Aim of the exercise:
The lines to extract run from the first line of the material below to the line containing "useRef, useState, type", both included; leave the pictures behind.

↓↓↓

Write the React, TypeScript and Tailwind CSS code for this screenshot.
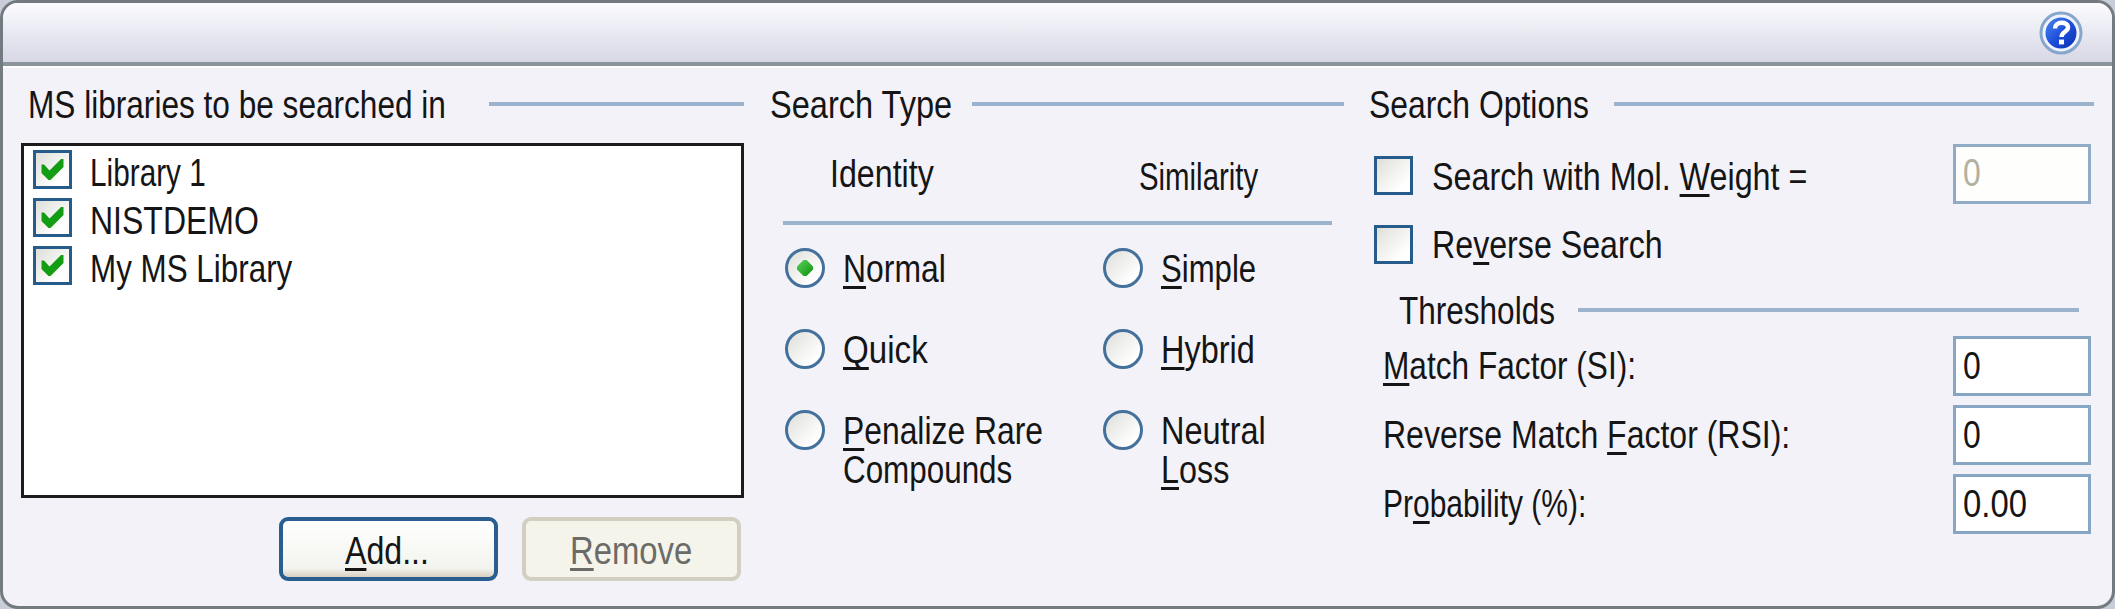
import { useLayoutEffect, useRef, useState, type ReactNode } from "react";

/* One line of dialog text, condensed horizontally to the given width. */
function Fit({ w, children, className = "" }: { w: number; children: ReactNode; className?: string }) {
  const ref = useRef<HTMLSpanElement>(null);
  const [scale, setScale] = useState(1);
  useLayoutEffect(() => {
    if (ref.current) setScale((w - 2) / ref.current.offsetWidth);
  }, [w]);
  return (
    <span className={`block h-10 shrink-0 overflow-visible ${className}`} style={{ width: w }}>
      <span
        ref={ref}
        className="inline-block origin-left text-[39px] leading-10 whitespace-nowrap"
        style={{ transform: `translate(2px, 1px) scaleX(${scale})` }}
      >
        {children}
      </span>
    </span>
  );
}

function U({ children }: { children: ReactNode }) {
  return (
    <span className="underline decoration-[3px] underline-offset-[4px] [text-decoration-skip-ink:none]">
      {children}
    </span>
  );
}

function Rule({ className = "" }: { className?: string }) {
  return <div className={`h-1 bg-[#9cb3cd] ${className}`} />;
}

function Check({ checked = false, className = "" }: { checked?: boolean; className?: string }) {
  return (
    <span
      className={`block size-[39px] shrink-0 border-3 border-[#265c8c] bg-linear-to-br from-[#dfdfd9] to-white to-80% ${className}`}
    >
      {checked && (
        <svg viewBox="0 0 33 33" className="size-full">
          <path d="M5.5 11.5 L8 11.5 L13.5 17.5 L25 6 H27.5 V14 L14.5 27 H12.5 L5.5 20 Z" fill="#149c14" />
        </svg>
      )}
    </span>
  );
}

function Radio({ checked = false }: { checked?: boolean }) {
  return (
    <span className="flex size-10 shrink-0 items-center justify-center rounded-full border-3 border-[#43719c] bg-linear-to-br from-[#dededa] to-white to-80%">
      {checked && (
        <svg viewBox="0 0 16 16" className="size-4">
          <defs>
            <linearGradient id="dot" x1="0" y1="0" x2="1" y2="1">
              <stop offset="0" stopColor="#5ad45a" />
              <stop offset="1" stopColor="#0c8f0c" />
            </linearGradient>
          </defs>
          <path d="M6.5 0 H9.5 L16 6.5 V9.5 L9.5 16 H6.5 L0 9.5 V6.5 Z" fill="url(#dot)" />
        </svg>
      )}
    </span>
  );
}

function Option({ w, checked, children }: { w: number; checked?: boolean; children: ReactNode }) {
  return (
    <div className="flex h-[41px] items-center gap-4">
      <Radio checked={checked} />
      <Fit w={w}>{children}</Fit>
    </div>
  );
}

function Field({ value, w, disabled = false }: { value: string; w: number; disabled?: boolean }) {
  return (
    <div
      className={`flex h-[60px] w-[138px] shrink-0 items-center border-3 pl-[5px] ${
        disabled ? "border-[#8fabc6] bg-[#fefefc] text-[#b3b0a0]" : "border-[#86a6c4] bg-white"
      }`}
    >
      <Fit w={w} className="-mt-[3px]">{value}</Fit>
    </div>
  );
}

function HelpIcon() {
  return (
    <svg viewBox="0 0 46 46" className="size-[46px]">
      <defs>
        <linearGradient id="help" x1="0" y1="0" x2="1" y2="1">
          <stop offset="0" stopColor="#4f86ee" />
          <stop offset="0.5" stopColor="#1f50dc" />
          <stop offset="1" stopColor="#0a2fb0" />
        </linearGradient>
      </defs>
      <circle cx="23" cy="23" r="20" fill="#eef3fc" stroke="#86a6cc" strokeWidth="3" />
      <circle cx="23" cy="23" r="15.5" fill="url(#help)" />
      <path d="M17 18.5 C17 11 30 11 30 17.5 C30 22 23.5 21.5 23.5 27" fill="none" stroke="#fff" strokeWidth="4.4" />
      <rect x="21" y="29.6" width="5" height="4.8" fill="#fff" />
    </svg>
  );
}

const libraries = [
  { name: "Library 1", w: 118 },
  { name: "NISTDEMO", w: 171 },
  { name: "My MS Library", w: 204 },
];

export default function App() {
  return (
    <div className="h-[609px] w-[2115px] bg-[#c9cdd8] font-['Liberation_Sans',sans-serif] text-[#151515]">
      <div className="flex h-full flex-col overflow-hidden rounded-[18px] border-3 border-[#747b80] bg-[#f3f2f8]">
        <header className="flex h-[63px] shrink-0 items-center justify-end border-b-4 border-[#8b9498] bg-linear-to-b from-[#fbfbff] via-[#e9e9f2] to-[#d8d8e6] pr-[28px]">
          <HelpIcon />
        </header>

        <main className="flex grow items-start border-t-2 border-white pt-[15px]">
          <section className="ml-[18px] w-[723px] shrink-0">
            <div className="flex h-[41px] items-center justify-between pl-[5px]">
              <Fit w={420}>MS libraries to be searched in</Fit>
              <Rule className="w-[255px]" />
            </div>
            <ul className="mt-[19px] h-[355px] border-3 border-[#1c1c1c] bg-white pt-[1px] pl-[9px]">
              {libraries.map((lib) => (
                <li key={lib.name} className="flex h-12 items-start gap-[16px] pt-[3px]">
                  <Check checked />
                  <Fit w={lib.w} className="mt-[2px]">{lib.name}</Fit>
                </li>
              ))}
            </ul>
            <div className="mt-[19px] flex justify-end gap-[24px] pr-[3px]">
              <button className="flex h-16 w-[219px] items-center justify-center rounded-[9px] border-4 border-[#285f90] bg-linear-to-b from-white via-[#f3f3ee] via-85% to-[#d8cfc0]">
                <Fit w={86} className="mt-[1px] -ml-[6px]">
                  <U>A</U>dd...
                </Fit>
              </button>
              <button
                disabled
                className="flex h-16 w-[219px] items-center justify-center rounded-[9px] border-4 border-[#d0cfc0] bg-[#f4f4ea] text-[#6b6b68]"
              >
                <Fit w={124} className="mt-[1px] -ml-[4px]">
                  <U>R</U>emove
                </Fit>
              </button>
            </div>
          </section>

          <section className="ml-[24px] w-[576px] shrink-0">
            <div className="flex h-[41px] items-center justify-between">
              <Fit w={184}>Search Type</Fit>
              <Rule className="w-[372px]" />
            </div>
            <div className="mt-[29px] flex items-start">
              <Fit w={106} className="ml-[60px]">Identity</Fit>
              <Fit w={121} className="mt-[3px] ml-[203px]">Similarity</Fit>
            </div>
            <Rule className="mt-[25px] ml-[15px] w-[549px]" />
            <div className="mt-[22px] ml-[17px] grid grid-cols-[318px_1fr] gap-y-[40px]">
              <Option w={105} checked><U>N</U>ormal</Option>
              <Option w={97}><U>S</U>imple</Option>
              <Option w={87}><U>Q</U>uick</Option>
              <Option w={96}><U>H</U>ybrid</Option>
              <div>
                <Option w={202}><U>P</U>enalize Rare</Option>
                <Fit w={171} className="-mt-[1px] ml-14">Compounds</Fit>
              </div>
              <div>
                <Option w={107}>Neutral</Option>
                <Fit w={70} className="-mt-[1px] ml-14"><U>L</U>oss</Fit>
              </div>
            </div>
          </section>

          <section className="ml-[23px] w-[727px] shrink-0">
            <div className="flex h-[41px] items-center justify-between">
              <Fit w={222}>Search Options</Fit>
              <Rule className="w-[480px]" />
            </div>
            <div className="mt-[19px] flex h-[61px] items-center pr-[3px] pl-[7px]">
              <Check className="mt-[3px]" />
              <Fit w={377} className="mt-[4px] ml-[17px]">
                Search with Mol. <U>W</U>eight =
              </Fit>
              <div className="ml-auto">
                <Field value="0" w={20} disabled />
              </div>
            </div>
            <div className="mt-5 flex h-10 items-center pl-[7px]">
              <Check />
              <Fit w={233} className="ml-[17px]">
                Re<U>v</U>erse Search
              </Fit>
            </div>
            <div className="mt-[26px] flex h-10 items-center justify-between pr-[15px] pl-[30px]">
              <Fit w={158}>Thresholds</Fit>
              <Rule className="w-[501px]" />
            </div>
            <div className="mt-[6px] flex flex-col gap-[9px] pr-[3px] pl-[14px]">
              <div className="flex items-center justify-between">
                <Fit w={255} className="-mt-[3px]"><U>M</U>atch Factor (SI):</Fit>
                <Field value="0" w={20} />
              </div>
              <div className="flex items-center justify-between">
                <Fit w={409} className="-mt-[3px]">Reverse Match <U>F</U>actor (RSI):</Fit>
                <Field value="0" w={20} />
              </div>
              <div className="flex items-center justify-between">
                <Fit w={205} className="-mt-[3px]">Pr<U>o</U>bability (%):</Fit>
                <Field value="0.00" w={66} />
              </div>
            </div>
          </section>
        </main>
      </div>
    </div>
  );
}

↑↑↑

Task result:
Write the React, TypeScript and Tailwind CSS code for this screenshot.
import { useLayoutEffect, useRef, useState, type ReactNode } from "react";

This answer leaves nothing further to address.